|}

The County Handicap Hurdle is a Premier Handicap National Hunt hurdle race in Great Britain which is open to horses aged five years or older. It is run on the New Course at Cheltenham over a distance of about 2 miles and 1 furlong (2 miles and 179 yards, or 3,382 metres), and during its running there are eight hurdles to be jumped. It is a handicap race, and it is scheduled to take place each year during the Cheltenham Festival in March.

History
The County Hurdle was established in 1920, and its inaugural winner was Trespasser, ridden by George Duller. Its title between 1995 and 2016 was the Vincent O'Brien County Handicap Hurdle in honour of Vincent O'Brien, an Irish racehorse trainer who retired in 1994. During his career O'Brien recorded a total of twenty-three victories at the Cheltenham festival.

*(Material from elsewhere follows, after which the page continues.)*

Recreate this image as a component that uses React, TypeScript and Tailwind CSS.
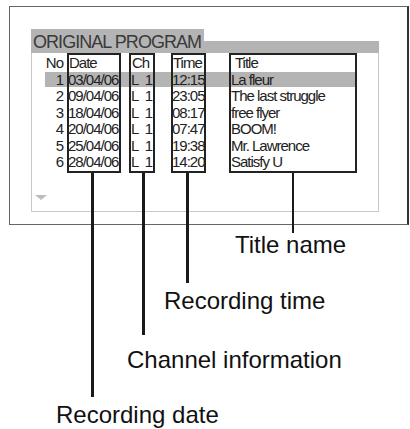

For many years the County Hurdle was traditionally the last race to be run at the Festival. However, a new running order was announced ahead of the 2009 meeting, and it is now the second race on the final day. The race held Grade 3 status until 2022 and was reclassified as a Premier Handicap from the 2023 running when Grade 3 was renamed by the British Horseracing Authority.

Records
Most successful horse since 1946:
 no horse has won this race more than once since 1946

Leading jockey since 1946 (4 wins):
 Ruby Walsh – Sporazene (2004), Desert Quest (2006), American Trilogy (2009), Final Approach (2011)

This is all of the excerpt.